A decisão do STJ destacou a doutrina relacionada a temas do Direito das Famílias, como por exemplo a lição do jurista Rolf Madaleno, a nos indicar que:
“embora possa ser dito que não há como o Judiciário obrigar a amar, também deve ser considerado que o Judiciário não pode se omitir de tentar, buscando de uma vez por todas acabar com essa cultura da impunidade que grassa no sistema jurídico brasileiro desde os tempos em que as visitas configuravam um direito do adulto e não como um evidente e incontestável dever que têm os pais de assegurar aos filhos a convivência familiar”.
Ainda, destacou a reflexão do professor Conrado Paulino da Rosa, segundo o qual:
“Amor e afeto são direitos natos dos filhos, que não podem ser punidos pelas desinteligências e ressentimentos dos seus pais, porquanto a falta desse contato influencia negativamente na formação e no desenvolvimento do infante, permitindo este vazio a criação de carências incuráveis e de resultados devastadores na autoestima da descendência, que cresceu acreditando-se rejeitada e desamada.

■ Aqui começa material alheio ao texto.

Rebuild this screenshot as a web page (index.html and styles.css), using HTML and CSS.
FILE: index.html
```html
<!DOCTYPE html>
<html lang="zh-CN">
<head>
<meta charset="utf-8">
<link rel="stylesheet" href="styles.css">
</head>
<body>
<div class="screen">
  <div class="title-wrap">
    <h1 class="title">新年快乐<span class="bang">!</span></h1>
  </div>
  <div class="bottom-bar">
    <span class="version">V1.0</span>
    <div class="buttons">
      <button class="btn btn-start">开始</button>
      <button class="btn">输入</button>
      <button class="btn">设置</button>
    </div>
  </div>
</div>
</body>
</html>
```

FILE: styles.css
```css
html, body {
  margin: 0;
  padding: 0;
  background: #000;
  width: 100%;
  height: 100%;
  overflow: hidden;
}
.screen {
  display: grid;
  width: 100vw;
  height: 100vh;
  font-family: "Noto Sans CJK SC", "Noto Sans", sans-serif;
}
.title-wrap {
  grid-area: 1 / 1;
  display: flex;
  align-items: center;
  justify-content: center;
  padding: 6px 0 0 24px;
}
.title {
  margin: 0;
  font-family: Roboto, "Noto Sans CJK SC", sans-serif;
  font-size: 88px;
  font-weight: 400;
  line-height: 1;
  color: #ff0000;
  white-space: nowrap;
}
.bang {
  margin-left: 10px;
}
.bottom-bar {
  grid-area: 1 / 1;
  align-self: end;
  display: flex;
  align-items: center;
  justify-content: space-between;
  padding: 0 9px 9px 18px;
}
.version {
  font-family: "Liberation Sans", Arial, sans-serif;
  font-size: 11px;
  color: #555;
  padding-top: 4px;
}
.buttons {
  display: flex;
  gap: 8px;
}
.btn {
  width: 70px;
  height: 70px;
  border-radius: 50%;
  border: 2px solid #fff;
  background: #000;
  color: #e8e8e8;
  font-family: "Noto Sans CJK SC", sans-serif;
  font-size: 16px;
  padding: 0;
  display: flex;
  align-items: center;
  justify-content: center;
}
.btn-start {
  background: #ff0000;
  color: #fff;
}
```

As marcas existem e são mais profundas do que se pode mensurar: o beijo de boa noite negligenciado, a falta de vigília em uma madrugada febril, o cafuné não realizado, o esforço para decorar a música de homenagem de dia dos pais ou das mães que foi em vão.”
Como se vê, a recente decisão consolida importante entendimento jurisprudencial, especialmente na preservação e na proteção dos direitos das crianças e dos adolescentes, na medida em que, como bem destacado no Acórdão do referido julgado: “amar é faculdade, mas cuidar é dever”.